WL: Mea culpa — this is something I definitely, and I’m not saying that that there’s no truth to that. I’m not saying that people in this industry are stupid. It’s more that it’s a very dangerous ideology, because it’s one that can justify a lot of really horrific things. And if unchecked, then it means the people in this industry will just tell themselves, like: Oh, I just make this much money, because I’m that much smarter than everyone else. And then they’ll look at the economic inequalities and the rest of the world and power imbalances. They’ll be like: Oh, that’s fine — that’s just normal. And so this sort of ideology is very, very good at justifying hierarchies that are anything but natural. And I’m curious what this decade will bring because the material conditions are definitely changing. And I don’t think that this meritocratic narrative is going to have as strong of a hold anymore, because there isn’t as much money being thrown at people. Maybe for certain people, maybe if you have 10 years of experience in the industry, and you’ve worked at Google or wherever, then you might still be able to make like a million dollars building something — something for the metaverse or whatever. There’s still some money.

PM: Really valuable work there [sarcastically].

WL: Really valuable — just like making legs for people in the metaverses [both laugh]. And I think that’s an increasingly small proportion of people who are going to be able to command the same kind of lavish salaries and perks that felt like more of the norm in the previous decade. And so I think for most people in the industry, and people who are about to join the industry, there’ll be this dawning sense of: Okay, well, the Gold Rush is a little bit over. And now this is the time for a new ideology to emerge. And I think what I’m scared — what I’m afraid of — is that this ideology will be one driven by these more revanchist elements, reactionary right wing elements, like: Oh, well, software engineers are just coddled or something, we need a fire everyone who is like a woman or something because they just aren’t hardcore. It’s the sort of ideology represented by Elon Musk and people like that. We all just need to work 80 hour weeks again, we’ll have to like build more hardcore products, something that’s obviously untethered from reality, but at the same time is are appealing to people who are feeling like the ground is shifting beneath them. What I would hope would dawn on people instead is the sense that, actually this meritocracy myth was always a lie, the amount of money you make, as a worker, in our current society has so little to do with your individual worth in any sense like it.

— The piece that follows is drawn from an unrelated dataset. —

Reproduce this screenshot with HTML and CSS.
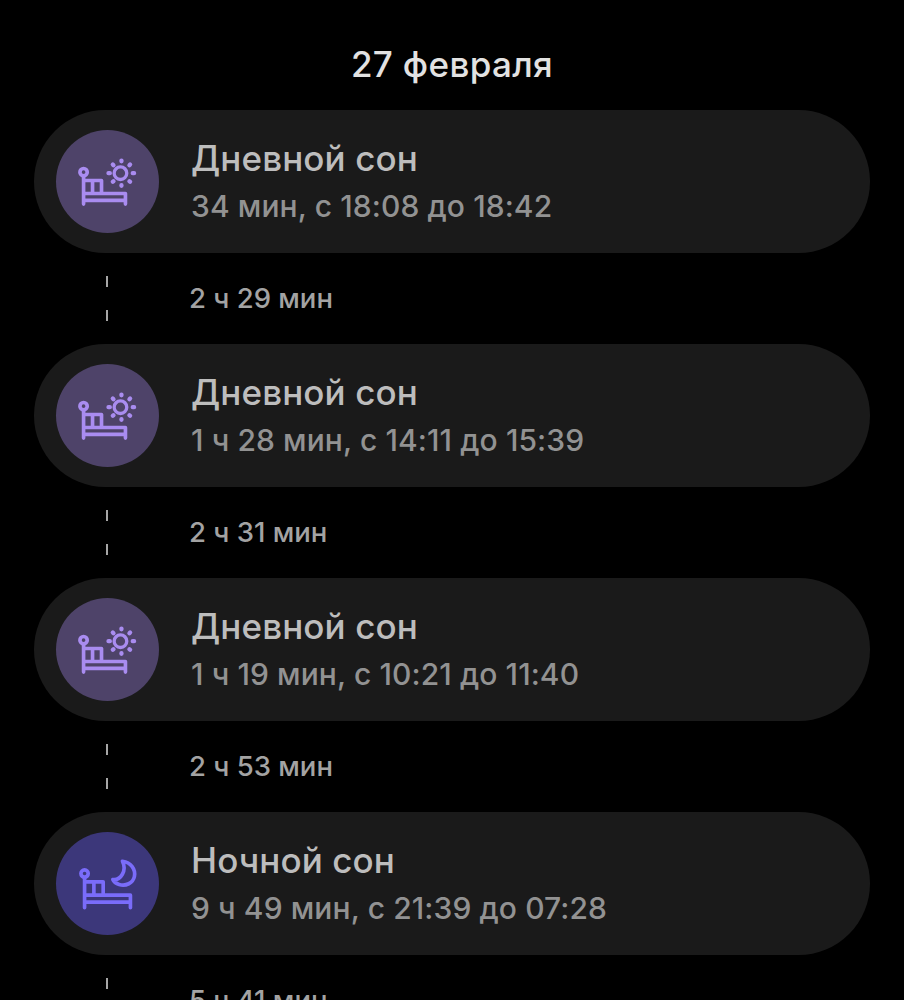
FILE: index.html
```html
<!DOCTYPE html>
<html lang="ru">
<head>
    <meta charset="UTF-8">
    <title>Сон</title>
    <link rel="stylesheet" href="styles.css">
</head>
<body>

<svg class="sprite" width="0" height="0">
    <symbol id="bed" viewBox="0 0 310 310">
        <g fill="none" stroke-width="11" stroke-linecap="round" stroke-linejoin="round" stroke="currentColor">
            <circle cx="83" cy="127" r="11"/>
            <path d="M83 140V223M83 152H137V191M110 152V191M83 191H209V223M83 212H209"/>
        </g>
    </symbol>
    <symbol id="sun" viewBox="0 0 310 310">
        <g fill="none" stroke-width="13" stroke-linecap="round" stroke="currentColor">
            <circle cx="194" cy="130" r="19" stroke-width="10"/>
            <path d="M197 92V94M197 166V168M158 130H162M231 130H235M171 104L173 106M221 154L223 156M171 156L173 154M221 106L223 104"/>
        </g>
    </symbol>
    <symbol id="moon" viewBox="0 0 310 310">
        <path d="M200 88C226 92 240 112 236 134C232 154 210 164 190 158C180 155 174 150 171 143C195 146 214 116 200 88Z" fill="none" stroke="currentColor" stroke-width="11" stroke-linejoin="round"/>
    </symbol>
    <symbol id="bed-night" viewBox="0 0 310 310">
        <g fill="none" stroke-width="11" stroke-linecap="round" stroke-linejoin="round" stroke="currentColor">
            <circle cx="86" cy="125" r="11"/>
            <path d="M86 138V228M86 150H142V190M114 150V190M86 190H224V228M86 211H224"/>
        </g>
    </symbol>
</svg>

<div class="page">
    <h1 class="date">27 февраля</h1>

    <div class="card">
        <div class="badge day">
            <svg class="icon"><use href="#bed"/></svg>
            <svg class="icon"><use href="#sun"/></svg>
        </div>
        <div class="info">
            <div class="name">Дневной сон</div>
            <div class="time">34 мин, с 18:08 до 18:42</div>
        </div>
    </div>
    <div class="gap">
        <div class="dashes"><i></i><i></i></div>
        <div class="awake">2 ч 29 мин</div>
    </div>

    <div class="card">
        <div class="badge day">
            <svg class="icon"><use href="#bed"/></svg>
            <svg class="icon"><use href="#sun"/></svg>
        </div>
        <div class="info">
            <div class="name">Дневной сон</div>
            <div class="time">1 ч 28 мин, с 14:11 до 15:39</div>
        </div>
    </div>
    <div class="gap">
        <div class="dashes"><i></i><i></i></div>
        <div class="awake">2 ч 31 мин</div>
    </div>

    <div class="card">
        <div class="badge day">
            <svg class="icon"><use href="#bed"/></svg>
            <svg class="icon"><use href="#sun"/></svg>
        </div>
        <div class="info">
            <div class="name">Дневной сон</div>
            <div class="time">1 ч 19 мин, с 10:21 до 11:40</div>
        </div>
    </div>
    <div class="gap">
        <div class="dashes"><i></i><i></i></div>
        <div class="awake">2 ч 53 мин</div>
    </div>

    <div class="card">
        <div class="badge night">
            <svg class="icon"><use href="#bed-night"/></svg>
            <svg class="icon"><use href="#moon"/></svg>
        </div>
        <div class="info">
            <div class="name">Ночной сон</div>
            <div class="time">9 ч 49 мин, с 21:39 до 07:28</div>
        </div>
    </div>
    <div class="gap">
        <div class="dashes"><i></i><i></i></div>
        <div class="awake">5 ч 41 мин</div>
    </div>
</div>

</body>
</html>
```

FILE: styles.css
```css
html, body {
    margin: 0;
    padding: 0;
    height: 1000px;
    overflow: hidden;
    background-color: #000;
}

body {
    font-family: Inter, 'Liberation Sans', sans-serif;
}

.sprite {
    display: block;
    height: 0;
}

.page {
    padding: 0 34px;
}

.date {
    margin: 0;
    height: 110px;
    padding-top: 43px;
    box-sizing: border-box;
    font-size: 35px;
    line-height: 42px;
    font-weight: 500;
    letter-spacing: 0.35px;
    text-align: center;
    color: #e2e2e2;
}

.card {
    display: flex;
    align-items: center;
    gap: 32px;
    height: 143px;
    padding-left: 22px;
    border-radius: 72px;
    background-color: #1a1a1a;
}

.badge {
    position: relative;
    flex: none;
    width: 103px;
    height: 103px;
    border-radius: 50%;
}

.badge.day {
    background-color: #4e4369;
    color: #a98cf0;
}

.badge.night {
    background-color: #3c377a;
    color: #7a6cfa;
}

.icon {
    position: absolute;
    top: 0;
    left: 0;
    width: 103px;
    height: 103px;
}

.info {
    margin-top: -1px;
    padding-bottom: 3px;
}

.name {
    font-size: 35px;
    line-height: 44px;
    font-weight: 500;
    letter-spacing: 0.1px;
    color: #bdbdbd;
}

.time {
    margin-top: 8px;
    font-size: 30px;
    line-height: 36px;
    font-weight: 500;
    letter-spacing: 0.1px;
    color: #929292;
}

.gap {
    display: flex;
    height: 91px;
    padding-left: 72px;
}

.dashes {
    display: flex;
    flex-direction: column;
    gap: 23px;
    width: 83px;
    padding-top: 23px;
}

.dashes i {
    display: block;
    width: 2px;
    height: 11px;
    background-color: #a6a6a6;
}

.awake {
    align-self: center;
    margin-top: -2px;
    font-size: 27.5px;
    line-height: 34px;
    font-weight: 500;
    color: #a3a3a3;
}
```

And we should probably just like not think of it that way at all. Just think of it in terms of you make how much someone thinks they need to pay you — for whatever reasons of their own — that have nothing to do with anything inherent in you, nothing to do with your innate value as a person. It’s all to do with what they need from you. And so maybe it’s because the company that you’re a part of makes a lot of money for reasons that have to do with the structure of the economy, and they need you because you have a skill set that is rare, or they just think you’re worth it, you know, maybe it’s nepotism or whatever it is, whatever reason has so little to do with you as a person, that it’s worth training yourself to ignore the conditioning by capital. Don’t think of it as any reflection of yourself. Think of it as in terms of: Okay, this is the amount of money the labor market deems me has been worth. That’s it. I’m not going to let it infest my sense of self. The thing that the industry does — the toll it takes on people — is that it does creep in, in this very insidious way into their sense of worth, and it warps their mind and makes them think: Well, if I don’t have a job where I’m making a lot of money, then am I really worth it as a person? Am I doing anything valuable?

I think that is a sense we have to kill that is something that just needs to die, because otherwise then it’s like capital wins. Capital has infested your brain and has you thinking in its terms, and we all deserve better than than that. As anyone who’s even vaguely critical of capitalism as a system should know, money does not flow to the right places. Money is not going to the right people; it’s not going to the right ventures. And therefore we need to detach our sense of self from how much money we make, and whether we’re employed by this lucrative industry. So that’s kind of my hope is that, in this moment of crisis, this crisis in the industry, in this moment of change, that an ideology will emerge that is more critical of the money in the industry. And more conscious of the fact that the money is not going towards anything meaningful. I probably sound like a broken record. But honestly, this is a message that we’re being told every day, every day by the rest of the world. And we have to remind ourselves, this is not a reflection of my worth as an individual. And even if I were to make a lot of money, I can’t let that affect my self esteem, I can’t let myself think: Oh, I’m a genius, because I can make like a million dollars at Facebook building legs for Mark Zuckerberg. That is going to break you. And that’s going to break your brain — it’s going to keep you trapped in this hedonic treadmill.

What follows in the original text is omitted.